• DATASET CONTENT:
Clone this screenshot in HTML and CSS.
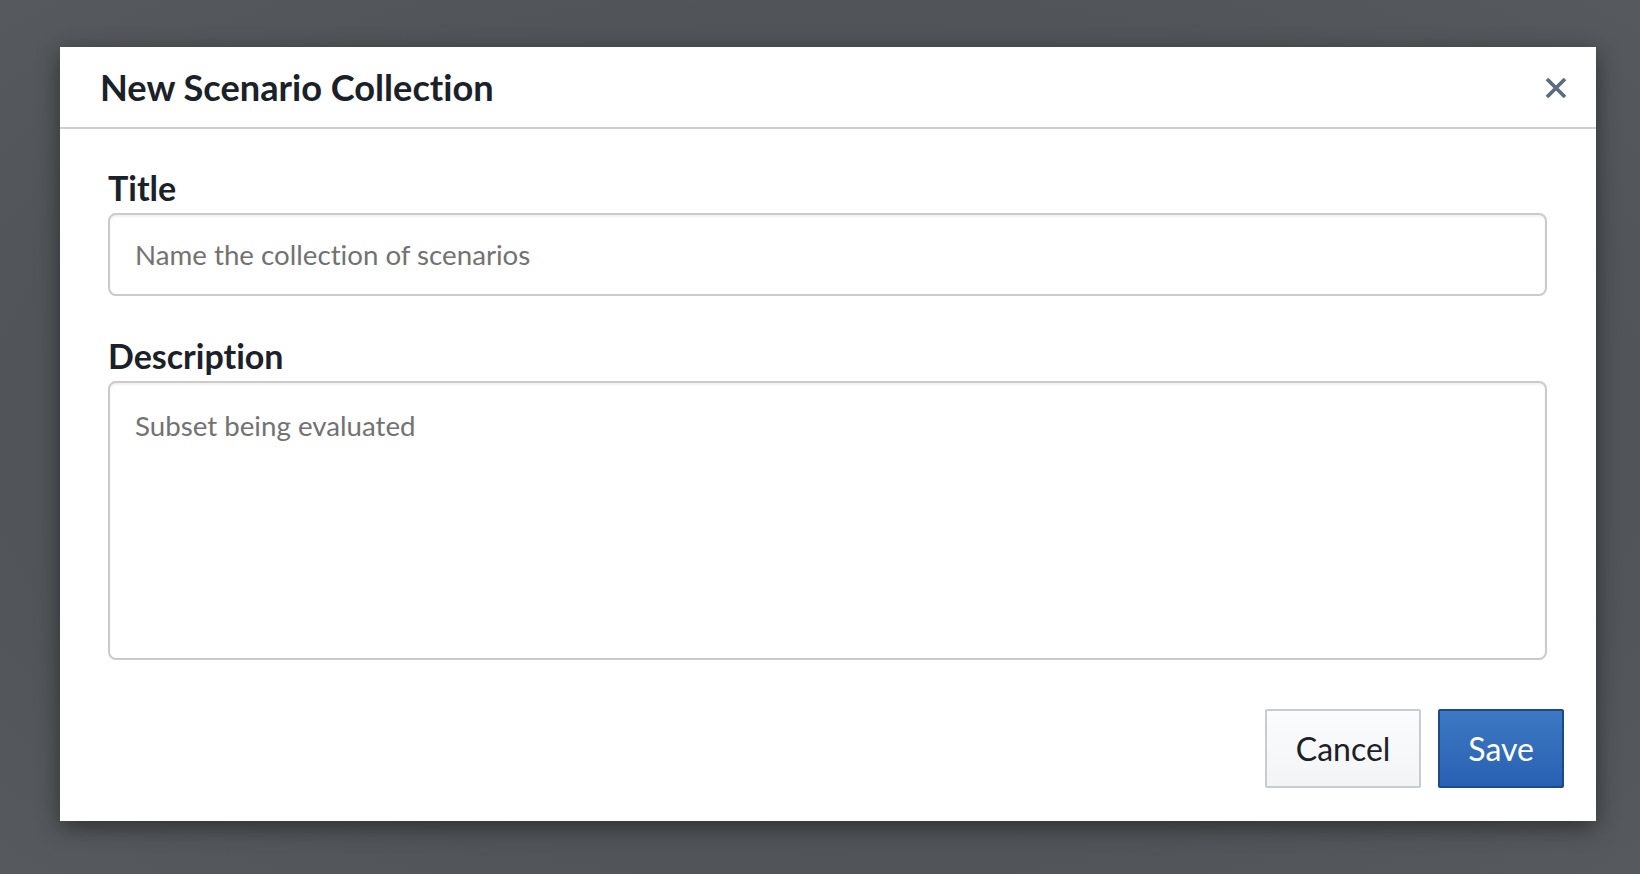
FILE: index.html
```html
<!DOCTYPE html>
<html lang="en">
<head>
<meta charset="utf-8">
<title>New Scenario Collection</title>
<link rel="stylesheet" href="styles.css">
</head>
<body>
<div class="backdrop">
  <div class="modal">
    <div class="modal-header">
      <h1 class="modal-title">New Scenario Collection</h1>
      <button class="close" aria-label="Close">
        <svg width="22" height="22" viewBox="0 0 22 22"><path d="M2 2 L20 20 M20 2 L2 20" stroke="#5b6d7d" stroke-width="3.8" stroke-linecap="butt" fill="none"/></svg>
      </button>
    </div>
    <div class="modal-body">
      <div class="group">
        <label class="label">Title</label>
        <input class="field" type="text" placeholder="Name the collection of scenarios">
      </div>
      <div class="group group-desc">
        <label class="label">Description</label>
        <textarea class="field area" placeholder="Subset being evaluated"></textarea>
      </div>
    </div>
    <div class="modal-footer">
      <button class="btn btn-cancel">Cancel</button>
      <button class="btn btn-save">Save</button>
    </div>
  </div>
</div>
</body>
</html>
```
FILE: styles.css
```css
html, body {
  margin: 0;
  padding: 0;
  height: 100%;
}
body {
  background: #505458;
  font-family: Lato, "Open Sans", sans-serif;
  font-variant-ligatures: none;
  overflow: hidden;
}
.backdrop {
  padding: 47px 0 0 60px;
  height: 100%;
  box-sizing: border-box;
  background: radial-gradient(ellipse at 50% 50%, #4e5256 0%, #515559 70%, #56595d 100%);
}
.modal {
  width: 1536px;
  height: 774px;
  background: #fff;
  box-shadow: 0 6px 22px rgba(0, 0, 0, 0.45);
  display: flex;
  flex-direction: column;
  box-sizing: border-box;
}
.modal-header {
  height: 82px;
  box-sizing: border-box;
  border-bottom: 2px solid #cdced1;
  display: flex;
  align-items: center;
  justify-content: space-between;
  padding: 0 29px 0 40px;
}
.modal-title {
  margin: 0;
  font-size: 36.2px;
  font-weight: 700;
  color: #1a2129;
  line-height: 44px;
}
.close {
  border: 0;
  background: none;
  padding: 0;
  width: 22px;
  height: 22px;
  display: flex;
  margin-top: 1px;
}
.modal-body {
  padding: 42px 49px 0 48px;
}
.group {
  display: flex;
  flex-direction: column;
}
.group-desc {
  margin-top: 43px;
}
.label {
  font-size: 34px;
  font-weight: 700;
  line-height: 34px;
  color: #1a2129;
  margin-bottom: 8px;
}
.field {
  font-family: Lato, "Open Sans", sans-serif;
  font-variant-ligatures: none;
  font-size: 27.7px;
  color: #1a2129;
  height: 83px;
  box-sizing: border-box;
  border: 2px solid #cacaca;
  border-radius: 8px;
  padding: 0 25px;
  box-shadow: inset 0 2px 2px rgba(0, 0, 0, 0.05);
  outline: none;
  margin: 0;
  width: 100%;
}
.field::placeholder {
  color: #727272;
  opacity: 1;
}
.area {
  height: 279px;
  padding: 20px 25px;
  line-height: 45px;
  resize: none;
  display: block;
}
.modal-footer {
  display: flex;
  justify-content: flex-end;
  gap: 17px;
  padding: 49px 32px 33px;
}
.btn {
  font-family: Lato, "Open Sans", sans-serif;
  font-variant-ligatures: none;
  font-size: 32px;
  height: 79px;
  padding: 0 29px;
  border-radius: 2px;
  box-sizing: border-box;
  cursor: pointer;
}
.btn-cancel {
  background: linear-gradient(#fbfcfd, #f2f4f6);
  border: 2px solid #c8ccd0;
  color: #1a2129;
}
.btn-save {
  background: linear-gradient(#3c78c3, #2961b2);
  border: 2px solid #1d4a86;
  color: #fff;
  padding: 0 28px;
}
```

• PROBLEM DESCRIPTION:
Copy each line above precisely, dropping the pictures.

• ANSWER TO THE EXERCISE:
Clone this screenshot in HTML and CSS.
FILE: index.html
```html
<!DOCTYPE html>
<html lang="en">
<head>
<meta charset="utf-8">
<title>New Scenario Collection</title>
<link rel="stylesheet" href="styles.css">
</head>
<body>
<div class="backdrop">
  <div class="modal">
    <div class="modal-header">
      <h1 class="modal-title">New Scenario Collection</h1>
      <button class="close" aria-label="Close">
        <svg width="22" height="22" viewBox="0 0 22 22"><path d="M2 2 L20 20 M20 2 L2 20" stroke="#5b6d7d" stroke-width="3.8" stroke-linecap="butt" fill="none"/></svg>
      </button>
    </div>
    <div class="modal-body">
      <div class="group">
        <label class="label">Title</label>
        <input class="field" type="text" placeholder="Name the collection of scenarios">
      </div>
      <div class="group group-desc">
        <label class="label">Description</label>
        <textarea class="field area" placeholder="Subset being evaluated"></textarea>
      </div>
    </div>
    <div class="modal-footer">
      <button class="btn btn-cancel">Cancel</button>
      <button class="btn btn-save">Save</button>
    </div>
  </div>
</div>
</body>
</html>
```
FILE: styles.css
```css
html, body {
  margin: 0;
  padding: 0;
  height: 100%;
}
body {
  background: #505458;
  font-family: Lato, "Open Sans", sans-serif;
  font-variant-ligatures: none;
  overflow: hidden;
}
.backdrop {
  padding: 47px 0 0 60px;
  height: 100%;
  box-sizing: border-box;
  background: radial-gradient(ellipse at 50% 50%, #4e5256 0%, #515559 70%, #56595d 100%);
}
.modal {
  width: 1536px;
  height: 774px;
  background: #fff;
  box-shadow: 0 6px 22px rgba(0, 0, 0, 0.45);
  display: flex;
  flex-direction: column;
  box-sizing: border-box;
}
.modal-header {
  height: 82px;
  box-sizing: border-box;
  border-bottom: 2px solid #cdced1;
  display: flex;
  align-items: center;
  justify-content: space-between;
  padding: 0 29px 0 40px;
}
.modal-title {
  margin: 0;
  font-size: 36.2px;
  font-weight: 700;
  color: #1a2129;
  line-height: 44px;
}
.close {
  border: 0;
  background: none;
  padding: 0;
  width: 22px;
  height: 22px;
  display: flex;
  margin-top: 1px;
}
.modal-body {
  padding: 42px 49px 0 48px;
}
.group {
  display: flex;
  flex-direction: column;
}
.group-desc {
  margin-top: 43px;
}
.label {
  font-size: 34px;
  font-weight: 700;
  line-height: 34px;
  color: #1a2129;
  margin-bottom: 8px;
}
.field {
  font-family: Lato, "Open Sans", sans-serif;
  font-variant-ligatures: none;
  font-size: 27.7px;
  color: #1a2129;
  height: 83px;
  box-sizing: border-box;
  border: 2px solid #cacaca;
  border-radius: 8px;
  padding: 0 25px;
  box-shadow: inset 0 2px 2px rgba(0, 0, 0, 0.05);
  outline: none;
  margin: 0;
  width: 100%;
}
.field::placeholder {
  color: #727272;
  opacity: 1;
}
.area {
  height: 279px;
  padding: 20px 25px;
  line-height: 45px;
  resize: none;
  display: block;
}
.modal-footer {
  display: flex;
  justify-content: flex-end;
  gap: 17px;
  padding: 49px 32px 33px;
}
.btn {
  font-family: Lato, "Open Sans", sans-serif;
  font-variant-ligatures: none;
  font-size: 32px;
  height: 79px;
  padding: 0 29px;
  border-radius: 2px;
  box-sizing: border-box;
  cursor: pointer;
}
.btn-cancel {
  background: linear-gradient(#fbfcfd, #f2f4f6);
  border: 2px solid #c8ccd0;
  color: #1a2129;
}
.btn-save {
  background: linear-gradient(#3c78c3, #2961b2);
  border: 2px solid #1d4a86;
  color: #fff;
  padding: 0 28px;
}
```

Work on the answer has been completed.